# [GIVEN INFORMATION]
* begin *

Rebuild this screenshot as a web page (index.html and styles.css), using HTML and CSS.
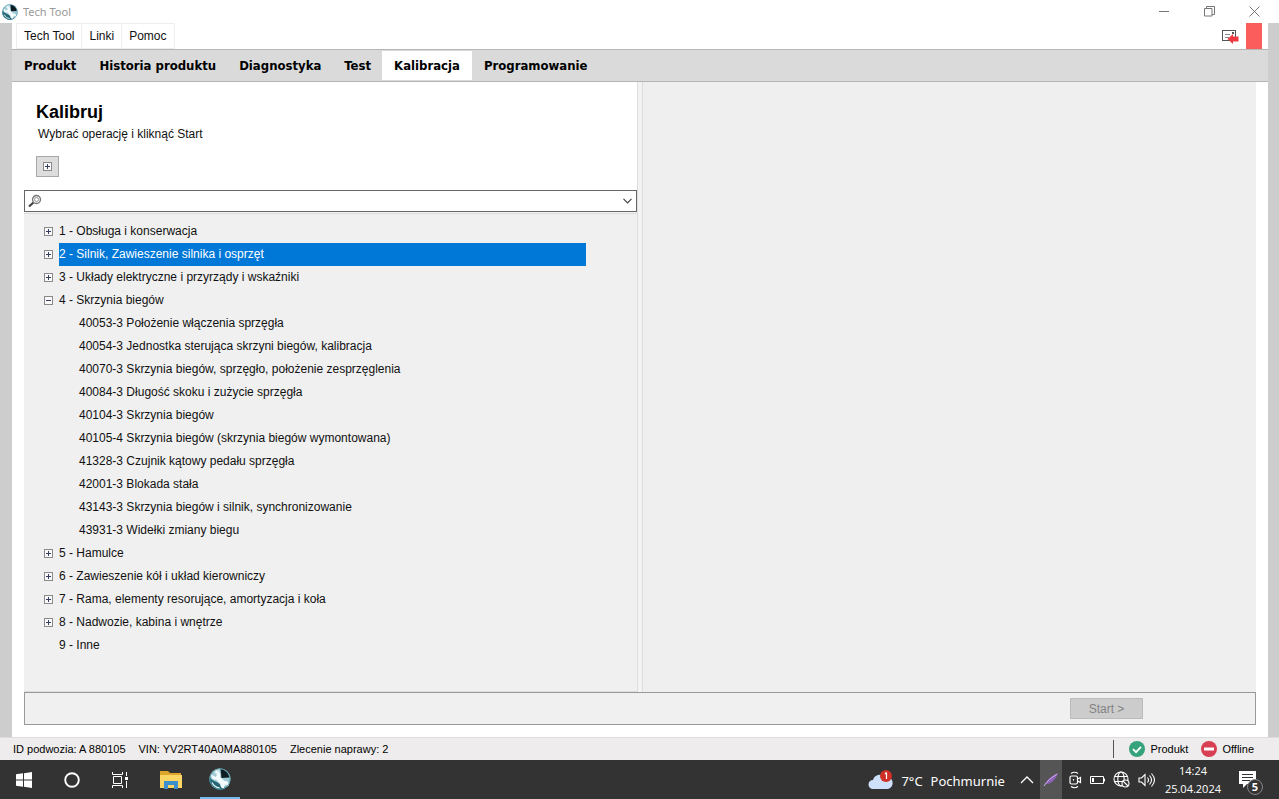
FILE: index.html
```html
<!DOCTYPE html>
<html lang="pl">
<head>
<meta charset="utf-8">
<title>Tech Tool</title>
<link rel="stylesheet" href="styles.css">
</head>
<body>
<svg class="defs" aria-hidden="true">
  <symbol id="logo" viewBox="0 0 22 22">
    <circle cx="11" cy="11" r="10.600" fill="#9fcbd6"/>
    <path d="M4.500 3A10.600 10.600 0 0 1 10.500.4V9L7 6.500z" fill="#cfe6ec"/>
    <path d="M11.500 1A10 10 0 0 1 20.500 9.500L12.500 10z" fill="#101c24"/>
    <path d="M.6 9C3 13 7 13 10 15.500 12 18 15 20 18 19A10.600 10.600 0 0 1 .6 9z" fill="#256373"/>
    <path d="M2.500 6.500l4 2.500 2-2.500-2-3.500c4 .5 5.500 3 4.500 6l4.500 4c3 0 5 2 4 5l-2.500-1.500-2 1.500.5 2.500c-3 0-4.500-2-4-4.500l-4.500-4.500C4.500 12.500 2 10 2.500 6.500z" fill="#f4fbfd"/>
    <path d="M3 14.500c1.500 3 4 5 7.500 5.500" fill="none" stroke="#e6f7fa" stroke-width="1.300"/>
    <circle cx="11" cy="11" r="10.200" fill="none" stroke="#4d95a5" stroke-width=".8"/>
  </symbol>
  <symbol id="plus" viewBox="0 0 9 9">
    <rect x=".5" y=".5" width="8" height="8" fill="#fafafa" stroke="#8a8a8a"/>
    <path d="M2 4.500h5M4.500 2v5" stroke="#33415e"/>
  </symbol>
  <symbol id="minus" viewBox="0 0 9 9">
    <rect x=".5" y=".5" width="8" height="8" fill="#fafafa" stroke="#8a8a8a"/>
    <path d="M2 4.500h5" stroke="#33415e"/>
  </symbol>
</svg>

<header class="titlebar">
  <svg class="title-logo"><use href="#logo"/></svg>
  <span class="title">Tech Tool</span>
  <div class="window-buttons">
    <button aria-label="Minimalizuj"><svg width="11" height="11" viewBox="0 0 11 11"><path d="M0 5.500h10"/></svg></button>
    <button aria-label="Przywróć"><svg width="11" height="11" viewBox="0 0 11 11"><path d="M.5 2.500h7.500v7.500H.5zM2.500 2.500v-2h8v8H8"/></svg></button>
    <button aria-label="Zamknij"><svg width="11" height="11" viewBox="0 0 11 11"><path d="M.5.5l10 10M10.500.5l-10 10"/></svg></button>
  </div>
</header>

<div class="frame">
  <div class="menubar">
    <button class="menu-item">Tech Tool</button>
    <button class="menu-item">Linki</button>
    <button class="menu-item">Pomoc</button>
    <div class="menu-right">
      <svg width="17" height="15" viewBox="0 0 17 15">
        <rect x=".5" y="1.500" width="13" height="10" fill="#fff" stroke="#555"/>
        <path d="M3 5.500h5M3 8.500h4" stroke="#888"/>
        <path d="M10 3h2v2h-2z" fill="#555"/>
        <path d="M5.500 10l5.500-5V7.500h5.500v5H11V15z" fill="#ee3b42"/>
      </svg>
      <span class="flag"></span>
    </div>
  </div>

  <nav class="tabs">
    <button class="tab">Produkt</button>
    <button class="tab">Historia produktu</button>
    <button class="tab">Diagnostyka</button>
    <button class="tab">Test</button>
    <button class="tab active">Kalibracja</button>
    <button class="tab">Programowanie</button>
  </nav>

  <main class="content">
    <div class="panes">
      <section class="left">
        <div class="intro">
          <h1>Kalibruj</h1>
          <p>Wybrać operację i kliknąć Start</p>
          <button class="expand-all" aria-label="Rozwiń wszystko"><svg class="box"><use href="#plus"/></svg></button>
        </div>
        <div class="search">
          <svg width="15" height="14" viewBox="0 0 15 14"><path d="M1 12.500l4.500-4" stroke="#444" stroke-width="2.200"/><circle cx="8.500" cy="5.500" r="4" fill="#eee" stroke="#777" stroke-width="1.300"/><circle cx="8.500" cy="5.500" r="2" fill="#fff" stroke="#999"/></svg>
          <input type="text" aria-label="Szukaj">
          <button aria-label="Pokaż listę"><svg width="9" height="6" viewBox="0 0 9 6"><path d="M.5.8l4 4 4-4" fill="none" stroke="#444" stroke-width="1.200"/></svg></button>
        </div>
        <ul class="tree">
          <li><div class="row"><button aria-label="Rozwiń 1"><svg class="box"><use href="#plus"/></svg></button><span>1 - Obsługa i konserwacja</span></div></li>
          <li><div class="row selected"><button aria-label="Rozwiń 2"><svg class="box"><use href="#plus"/></svg></button><span>2 - Silnik, Zawieszenie silnika i osprzęt</span></div></li>
          <li><div class="row"><button aria-label="Rozwiń 3"><svg class="box"><use href="#plus"/></svg></button><span>3 - Układy elektryczne i przyrządy i wskaźniki</span></div></li>
          <li><div class="row"><button aria-label="Zwiń 4"><svg class="box"><use href="#minus"/></svg></button><span>4 - Skrzynia biegów</span></div>
            <ul class="children">
              <li>40053-3 Położenie włączenia sprzęgła</li>
              <li>40054-3 Jednostka sterująca skrzyni biegów, kalibracja</li>
              <li>40070-3 Skrzynia biegów, sprzęgło, położenie zesprzęglenia</li>
              <li>40084-3 Długość skoku i zużycie sprzęgła</li>
              <li>40104-3 Skrzynia biegów</li>
              <li>40105-4 Skrzynia biegów (skrzynia biegów wymontowana)</li>
              <li>41328-3 Czujnik kątowy pedału sprzęgła</li>
              <li>42001-3 Blokada stała</li>
              <li>43143-3 Skrzynia biegów i silnik, synchronizowanie</li>
              <li>43931-3 Widełki zmiany biegu</li>
            </ul>
          </li>
          <li><div class="row"><button aria-label="Rozwiń 5"><svg class="box"><use href="#plus"/></svg></button><span>5 - Hamulce</span></div></li>
          <li><div class="row"><button aria-label="Rozwiń 6"><svg class="box"><use href="#plus"/></svg></button><span>6 - Zawieszenie kół i układ kierowniczy</span></div></li>
          <li><div class="row"><button aria-label="Rozwiń 7"><svg class="box"><use href="#plus"/></svg></button><span>7 - Rama, elementy resorujące, amortyzacja i koła</span></div></li>
          <li><div class="row"><button aria-label="Rozwiń 8"><svg class="box"><use href="#plus"/></svg></button><span>8 - Nadwozie, kabina i wnętrze</span></div></li>
          <li><div class="row leaf"><span>9 - Inne</span></div></li>
        </ul>
      </section>
      <section class="right"></section>
    </div>
    <div class="actions"><button class="start" disabled>Start &gt;</button></div>
  </main>
</div>

<div class="status">
  <span>ID podwozia: A 880105</span>
  <span>VIN: YV2RT40A0MA880105</span>
  <span>Zlecenie naprawy: 2</span>
  <div class="status-right">
    <span class="state"><svg width="16" height="16" viewBox="0 0 16 16"><circle cx="8" cy="8" r="8" fill="#36a37c"/><path d="M4 8.200l3 3 5-5.400" fill="none" stroke="#fff" stroke-width="1.800"/></svg>Produkt</span>
    <span class="state"><svg width="16" height="16" viewBox="0 0 16 16"><circle cx="8" cy="8" r="8" fill="#d83f52"/><path d="M3 8h10" stroke="#fff" stroke-width="3"/></svg>Offline</span>
  </div>
</div>

<footer class="taskbar">
  <div class="apps">
    <button aria-label="Start"><svg width="16" height="16" viewBox="0 0 16 16" fill="#fff"><path d="M0 2.300l7-1v6.200H0zM8 1.200L16 0v7.500H8zM0 8.500h7v6.200l-7-1zM8 8.500h8V16l-8-1.200z"/></svg></button>
    <button aria-label="Cortana"><svg width="16" height="16" viewBox="0 0 16 16"><circle cx="8" cy="8" r="6.800" fill="none" stroke="#fff" stroke-width="1.900"/></svg></button>
    <button aria-label="Widok zadań"><svg width="17" height="16" viewBox="0 0 17 16" fill="none" stroke="#fff"><path d="M.5 0v2.500h10V0M.5 16v-2.500h10V16M1.500 4.500h8v7h-8zM14.500 0v4M14.500 9v7"/><path d="M13 5h3v3h-3z" fill="#fff" stroke="none"/></svg></button>
    <button class="explorer" aria-label="Eksplorator plików"><svg width="22" height="18" viewBox="0 0 22 18"><path d="M0 0h8l2 2h11v4H0z" fill="#dba62a"/><path d="M0 4h22v13H0z" fill="#fbd665"/><path d="M4 10h14v8h-4v-4H8v4H4z" fill="#3d8fcd"/></svg></button>
    <button class="running" aria-label="Tech Tool"><svg width="22" height="22"><use href="#logo"/></svg></button>
  </div>
  <div class="tray">
    <button class="weather">
      <svg width="26" height="22" viewBox="0 0 26 22"><path d="M5 19a4.500 4.500 0 0 1 0-9 7 7 0 0 1 12-3 6 6 0 0 1 3 12z" fill="#cfe0fa"/><circle cx="18" cy="6" r="6" fill="#cf3027"/><path d="M18.500 2.500V9M17 4l1.500-1.500" stroke="#fff" stroke-width="1.200"/></svg>
      <span>7°C</span><span>Pochmurnie</span>
    </button>
    <button class="chevron" aria-label="Pokaż ukryte ikony"><svg width="14" height="8" viewBox="0 0 14 8"><path d="M1 7l6-6 6 6" fill="none" stroke="#fff" stroke-width="1.300"/></svg></button>
    <button class="pen" aria-label="Pióro"><svg width="16" height="16" viewBox="0 0 16 16"><path d="M2 13C4 7 9 4 15 1 13 7 9 12 3 12z" fill="#8b62b5"/><path d="M1 14C4 9 8 6 14 2" fill="none" stroke="#d4b2f2"/></svg></button>
    <div class="tray-icons">
      <svg width="13" height="18" viewBox="0 0 13 18" fill="none" stroke="#fff" stroke-width="1.200"><path d="M2 2.500q3.500-2.500 7 0M2 15.500q3.500 2.500 7 0"/><rect x="1" y="5" width="7.500" height="8" rx="1.500"/><path d="M8.500 8l3-1.500v5l-3-1.500M4.500 8v1.500"/></svg>
      <svg width="15" height="16" viewBox="0 0 15 16"><path d="M.5 4.500h13v7H.5z" fill="none" stroke="#fff"/><path d="M2 6h2v4H2zM14 6.500h1v3h-1z" fill="#fff"/></svg>
      <svg width="17" height="17" viewBox="0 0 17 17" fill="none" stroke="#fff" stroke-width="1.100"><circle cx="8" cy="8" r="7"/><ellipse cx="8" cy="8" rx="3.200" ry="7"/><path d="M1.500 5.500h13M1.500 10.500h8"/><circle cx="12.500" cy="12.500" r="3.500" fill="#353535"/><path d="M10 10l5 5"/></svg>
      <svg width="18" height="16" viewBox="0 0 18 16" fill="none" stroke="#fff" stroke-width="1.100"><path d="M1 6h2.500L7 2.500v11L3.500 10H1zM9.500 5.500q2 2.500 0 5M11.500 3.500q4 4.500 0 9M13.500 1.500q6 6.500 0 13"/></svg>
    </div>
    <div class="clock"><span>14:24</span><span>25.04.2024</span></div>
    <button class="notify" aria-label="Powiadomienia: 5">
      <svg width="17" height="17" viewBox="0 0 17 17"><path d="M0 0h17v13H8l-4 4v-4H0z" fill="#fff"/><path d="M3 3.500h11M3 6.500h11M3 9.500h8" stroke="#333"/></svg>
      <span class="badge">5</span>
    </button>
  </div>
</footer>
</body>
</html>
```
FILE: styles.css
```css
* { box-sizing: border-box; }

body {
  margin: 0;
  min-height: 100vh;
  display: flex;
  flex-direction: column;
  background: #fff;
  color: #111;
  font: 12px/16px "Liberation Sans", Arial, sans-serif;
}

button {
  margin: 0;
  padding: 0;
  border: 0;
  background: none;
  color: inherit;
  font: inherit;
}

svg { flex: none; display: block; }
ul { margin: 0; padding: 0; list-style: none; }
.defs { display: none; }
.box { width: 9px; height: 9px; }

/* Window title */
.titlebar {
  display: flex;
  align-items: center;
  height: 23px;
  padding-left: 2px;
}
.title-logo { width: 16px; height: 16px; }
.title {
  margin-left: 5px;
  color: #999;
  font: 11px/16px "Noto Sans", sans-serif;
}
.window-buttons { display: flex; margin-left: auto; padding-right: 2px; }
.window-buttons button {
  display: flex;
  justify-content: center;
  align-items: center;
  width: 45px;
  height: 20px;
}
.window-buttons path { fill: none; stroke: #777; }

/* Application frame */
.frame {
  flex: 1;
  display: flex;
  flex-direction: column;
  border: solid #cdcdcd;
  border-width: 0 11px 0 12px;
}
.menubar { display: flex; height: 26px; padding-left: 4px; }
.menu-item {
  padding: 0 7px;
  border: solid #eee;
  border-width: 1px 1px 1px 0;
}
.menu-item:first-child { border-left-width: 1px; }
.menu-right { display: flex; align-items: center; gap: 7px; margin-left: auto; padding-right: 6px; }
.flag { width: 16px; align-self: stretch; background: #fb5c5c; }

.tabs {
  display: flex;
  height: 33px;
  padding: 1px 0;
  border: solid #b5b5b5;
  border-width: 1px 0;
  background: #dadada;
}
.tab {
  padding: 0 11px 0 12px;
  color: #000;
  font: bold 13px/16px "DejaVu Sans Condensed", "DejaVu Sans", sans-serif;
}
.tab.active { padding-right: 12px; background: #fff; }

/* Content */
.content {
  flex: 1;
  display: flex;
  flex-direction: column;
  padding: 0 12px;
}
.panes { flex: 1; display: flex; background: #f3f3f3; }
.left {
  flex: 1;
  display: flex;
  flex-direction: column;
  border-right: 1px solid #ddd;
}
.right { flex: 1; margin-left: 4px; border-left: 1px solid #ddd; background: #efefef; }

.intro { height: 108px; padding: 18px 12px 0; background: #fff; }
h1 { margin: 0; font-size: 18px; line-height: 24px; color: #000; }
p { margin: 2px 0 0 2px; }
.expand-all {
  display: flex;
  align-items: center;
  justify-content: center;
  width: 23px;
  height: 21px;
  margin-top: 14px;
  border: 1px solid #a8a8a8;
  background: #ddd;
}
.search {
  display: flex;
  align-items: center;
  height: 22px;
  padding: 0 4px 0 3px;
  border: 1px solid #666;
  background: #fff;
}
.search input { flex: 1; min-width: 0; border: 0; outline: 0; font: inherit; }

.tree {
  flex: 1;
  margin-top: 1px;
  padding: 6px 51px 24px 20px;
  border: solid #ddd;
  border-width: 1px 0;
  background: #f0f0f0;
}
.row { display: flex; align-items: center; gap: 6px; height: 23px; }
.row span { flex: 1; line-height: 23px; }
.row.leaf { padding-left: 15px; }
.row.selected span { background: #0078d7; color: #fff; }
.children { padding-left: 35px; }
.children li { line-height: 23px; }

.actions {
  display: flex;
  justify-content: flex-end;
  align-items: center;
  height: 33px;
  margin-bottom: 12px;
  padding-right: 112px;
  border: 1px solid #999;
  background: #f0f0f0;
}
.start { width: 73px; height: 21px; border: 1px solid #bbb; background: #ccc; color: #838383; }

/* Status line */
.status {
  display: flex;
  align-items: center;
  gap: 13px;
  height: 23px;
  padding: 0 25px 0 13px;
  border-top: 1px solid #ddd;
  background: #eeecec;
  font-size: 11px;
  color: #000;
}
.status-right {
  display: flex;
  align-items: center;
  gap: 13px;
  height: 18px;
  margin-left: auto;
  padding-left: 15px;
  border-left: 1px solid #555;
}
.state { display: flex; align-items: center; gap: 5px; }

/* Taskbar */
.taskbar {
  display: flex;
  justify-content: space-between;
  height: 39px;
  background: #333;
  color: #fff;
}
.apps, .tray { display: flex; align-items: stretch; }
.apps button { display: flex; align-items: center; justify-content: center; width: 48px; }
.apps .explorer { margin-left: 3px; }
.apps .running { width: 40px; margin-left: 5px; border: solid #76b9ed; border-width: 0 0 2px; }
.weather {
  display: flex;
  align-items: center;
  gap: 7px;
  padding-top: 2px;
  font: 13px/20px "Noto Sans", sans-serif;
}
.weather span + span { margin-left: 1px; }
.chevron { padding: 0 6px 0 15px; }
.pen { display: flex; align-items: center; justify-content: center; width: 22px; background: #555; }
.tray-icons { display: flex; align-items: center; gap: 8px; margin-left: 7px; }
.clock {
  display: flex;
  flex-direction: column;
  align-items: center;
  justify-content: center;
  margin-left: 9px;
  font: 11px/18px "Open Sans", sans-serif;
}
.notify { position: relative; display: flex; align-items: center; margin: 0 23px 0 18px; }
.badge {
  position: absolute;
  left: 8px;
  top: 19px;
  width: 16px;
  height: 16px;
  border: 1px solid #888;
  border-radius: 50%;
  background: #333;
  font: bold 11px/14px "Open Sans", sans-serif;
  text-align: center;
}
```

* end *

# [GOAL OF THE EXERCISE]
Find the lines above that include the string "styles" and copy them.

# [OUTPUT FOR THIS EXERCISE]
Rebuild this screenshot as a web page (index.html and styles.css), using HTML and CSS.
<link rel="stylesheet" href="styles.css">
FILE: styles.css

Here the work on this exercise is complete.